Weatherwise, it's been hot and sultry recently. Over the weekend this was very good as it allowed me to sit in the back garden all day not taking the opportunity to read Tennessee Williams in the sort of soupy, southern atmosphere he manages to evoke even if you're reading him on a freezing railway platform in December but instead listening to Test Match Special, reading the papers, swearing once again never to buy the papers as they just irritate the hell out of me, and alternating refreshing hot drinks (tea) with refreshing cool drinks (cola) before, wired to the eyeballs on caffeine, I decided that it was a respectable hour to switch to alcohol (five o'clock, red wine, it’s acceptable, and there’s an end to it).
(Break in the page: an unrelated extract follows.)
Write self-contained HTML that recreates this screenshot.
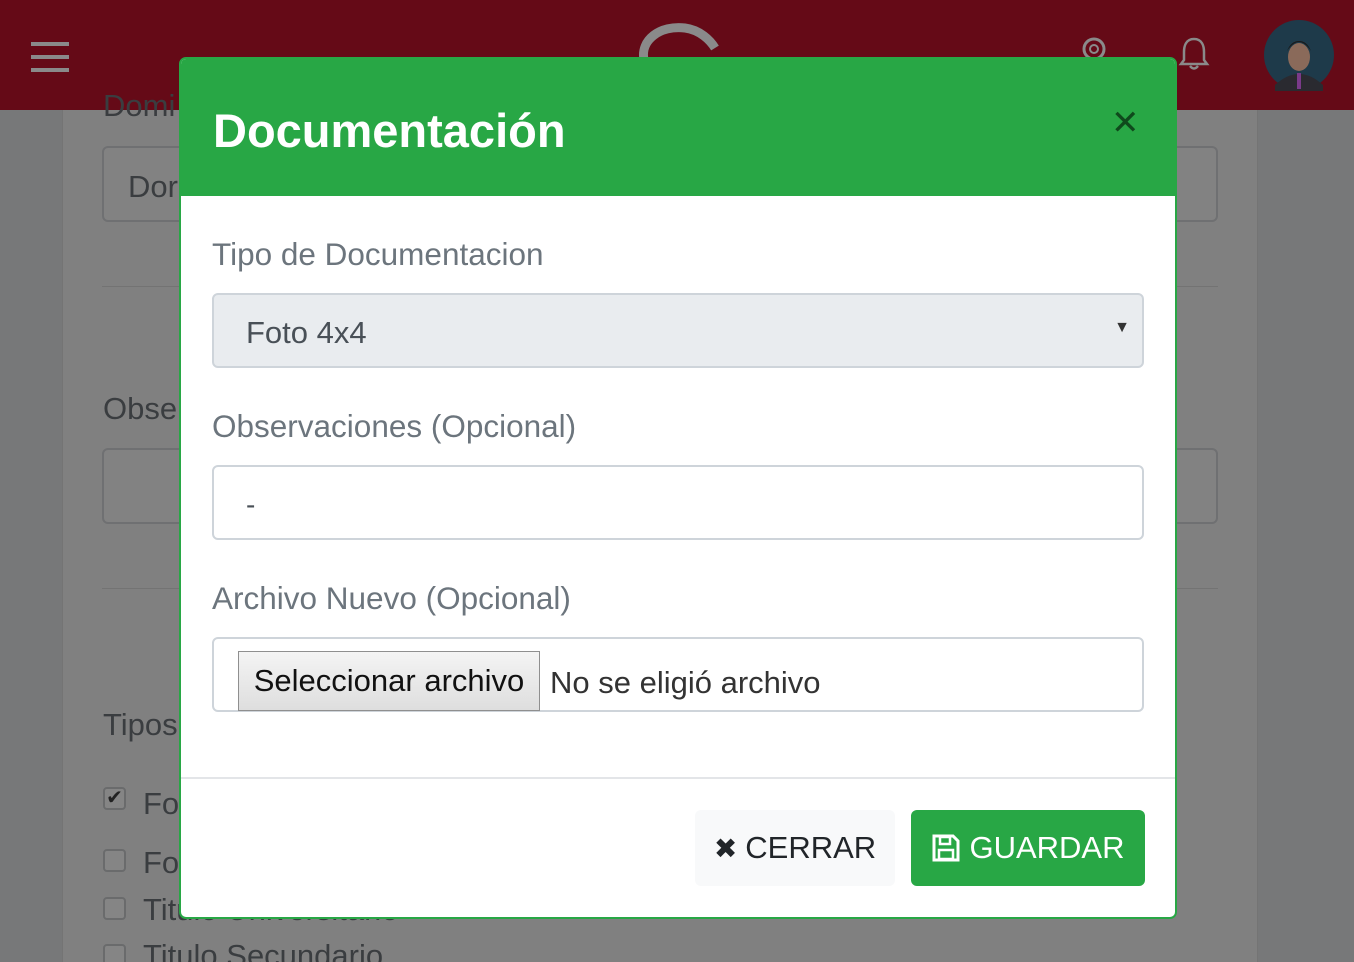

The other benefit of the hot weather is being able to use the barbeque on a regular basis. This has resulted in what I am pleased to describe as a well-seasoned grill, what the Food Standards Agency would call a type two health hazard and what the local fox population probably describe as the second most tempting smell in the postcode (the first being the bins of the family a few doors down, but only because they don't use that ultra-spicy marinade that I favour).

Cooking over fire though is, without doubt, the most satisfying of all the culinary arts. Possibly because it taps into a primal urge, possibly because it's associated with good weather and probably because you need a dousing agent on hand at all times and a large glass of red is ideal.

Even vegetables taste good, this is essentially because they have been cooked on a grill that retains the ghost of a thousand meaty dinners. God knows how I'm going to cope when the weather changes but dousing anything green on my plate in gravy has to be an option. Either that or simply crumbling an OXO cube over my salad.